Charleston Southern did, and it offered him a full scholarship. He played there one year until being declared academically ineligible because he was missing three credits.
"I was so hung up on playing my senior year that it sidetracked me and I left school," Parker said. "I came back home because my family needed me. I have a daughter (Tyresha) who is now 8 years old. I had to give her my full attention because I was gone at school for four years.
"When I came home, I really didn't get back into school. I started working, trying to help take care of my family and stuff like that. I thought my football career was over."
He worked for three years, keeping his hand in football by playing in church flag leagues, coaching Cheektowaga little league and working out at the Delevan-Grider Community Center. He might still be doing that if Buffalo State assistant coach Anthony Adams hadn't stepped in.
"It's my first year at Buff State and I was working on recruiting," Adams recalled of last winter. "My first intent was to get Bobby Ballard (a transfer from Union College) and then Bobby mentioned something about Tyree . . . so I went to go check on him."
"I told him I thought he was coming to ask me if I wanted to coach because I thought my eligibility had run out," Parker said.
Adams discovered Parker had one year of Division III eligibility left, and was so impressed with the work ethic Parker displayed at the community center he took him to head coach Bob Swank.

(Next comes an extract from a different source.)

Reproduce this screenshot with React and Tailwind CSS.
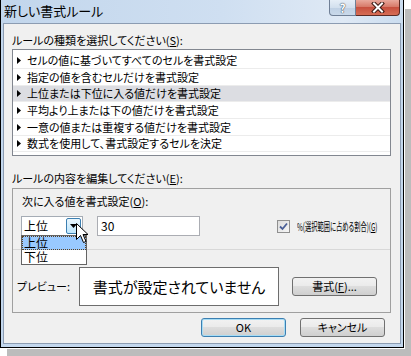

Swank did some checking of his own, calling an old friend who had coached Parker at Charleston Southern.
"He told me about Tyree's ability. He was a big hitter down there in Charleston," Swank said. "The funny thing is the coach and Tyree were at odds. Both are hard-headed guys who didn't see eye to eye, but he told me enough about Tyree as a player that I thought he was worth taking a shot on."
Parker worked to lose about 25 pounds and three years of rust so that he was ready when returning starter and first-team All-ECAC free safety Mike Potter sprained his ankle and an MCL.
"That opened the door," Swank said. "And Tyree hasn't looked back."
"I wanted to start," Parker said. "When I came here, I was hungrier than I ever was in my life because this is my last chance to prove myself - to prove to me, the coaches, my teammates, my family that I still got it."
He proved it by taking home ECAC Northwest Defensive Player of the Week honorable mention honors the second week of the season.
One of three senior transfers to Buffalo State this year, along with Ballard (McKinley) and Andrew O'Hara (Orchard Park), Swank believes their unique experience is important, particularly for a team that has struggled to find positives in a sea of losses.
"Their attitude is they just want to play football," Swank said. "They're very appreciative and glad to have the opportunity to play one more season. . . . After a few losses, some guys start to get their heads down. Tyree's answer is to shut up and play. Just play football. The rest will take care of itself. He's not ready to jump off a bridge because we lost."
Parker is just 30 hours from his bachelor's in business, he's confident the extra education will help land him a better job, so he can take better care of his daughter and his family.
And he wants to help some other gifted athlete avoid the winding road he's followed.
"I felt like I was reborn again because after three years, to get the opportunity to get back on that field and play again, it was a blessing from God," Parker said. "I feel like I've been through a lot of trials, tribulations and adversity. A lot of kids in this day and age grow up who have the same adversities, who come to the same brick walls. I feel as though I can show them how to get over it because I've been through that same path.
"I want to try and give back to the kids and make them better than I ever could be. Because I thought I was good, but I think I can make another child better because I know my flaws. I know what I didn't do right. I can teach them to stay on that path."